Keep on going. The tips are too thick, more passes with the spoke shaver or the rasp. Check it on the tiller. Remove more in this area, now more over here. Oh, stay away from this section it’s good. Check it on the tiller again. 63lbs at 28″. Very quickly it seems I snuck up on the point where everything was looking good. Take off a bit more here and a little there. A cabinet scraper takes off paper thin curls of wood. It’s getting very smooth and the wood smells heavenly. Now a good pass over the whole thing with the sander. 100 grit, then 180, then 240. Now all the little nicks and blemishes are gone. The wood is silky smooth absolutely alive in my hands and resonates as you work with it. I now understand how katana makers used to think a blade had something of a soul. A little bit of me has passed into the wood I think and I’m certainly covered head to toe in a little bit of the wood.

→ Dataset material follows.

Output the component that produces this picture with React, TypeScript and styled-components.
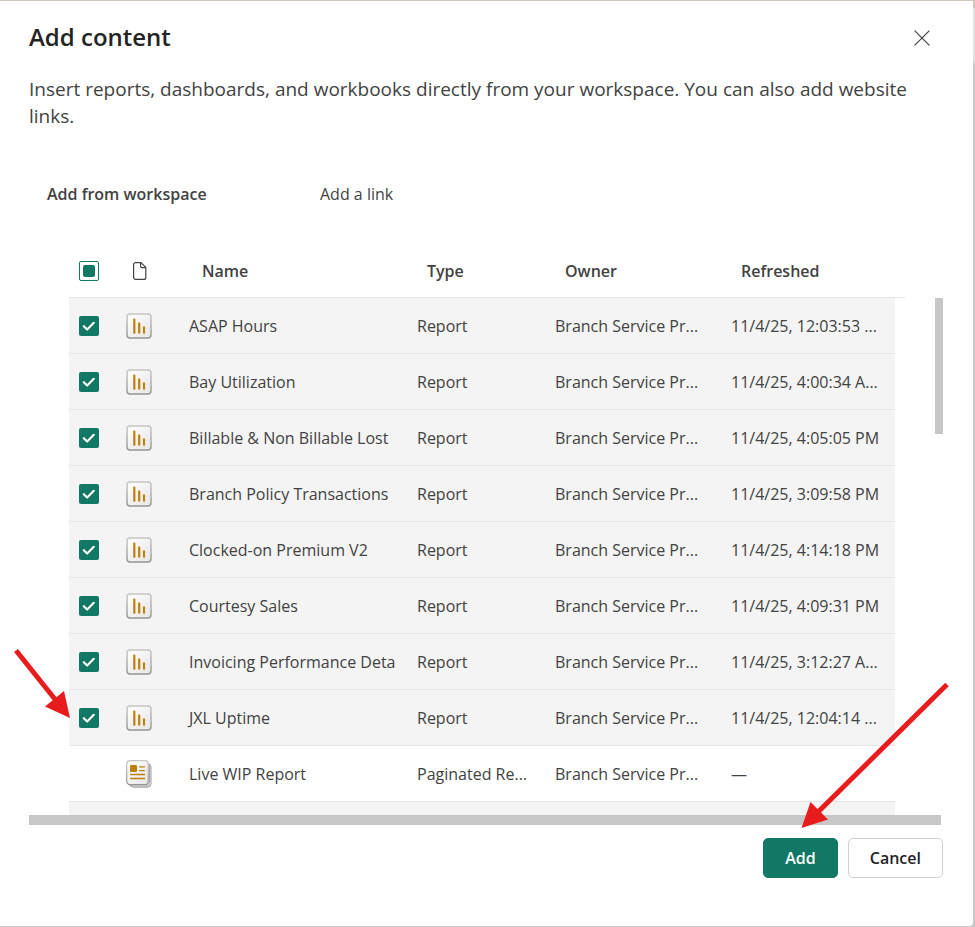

Go shoot it Jamie tells me. See how it feels. I grab several of the new arrows I recently made and head around back. Nock the arrow and open it up using the muscles in my shoulders and back. Heavy but really good. The string bites into my fingers and I let it roll off sending the arrow deep into the mound of earth. It’s perfect. No I don’t need to lighten it any. I love it just as it is. My first bow is almost finished. A few coats of tung oil go on. The wood takes it and the grain shows itself fully for the first time. Amazing. I still have several more coats to apply over the next few days. I look forward to going out to the range this weekend. Lots to learn still. Lots to learn.
Here are a couple of me shooting the new “bent stick”. Not quite taking it to full draw. I think I will take my time in working her up to it. Not to mention I need to build a bit more strength to shoot well. 75″ long and 63lbs draw weight. Not a small bow.
I can more fully appreciate the skill and efforts required to make such a thing. Incredible respect for our ancestors who did this work ages ago. I now have my own fully custom, hand made British longbow. Thank you so much to Jamie and all the people at Ravenbeak for letting me take part in such an incredible experience. Yes, very happy indeed.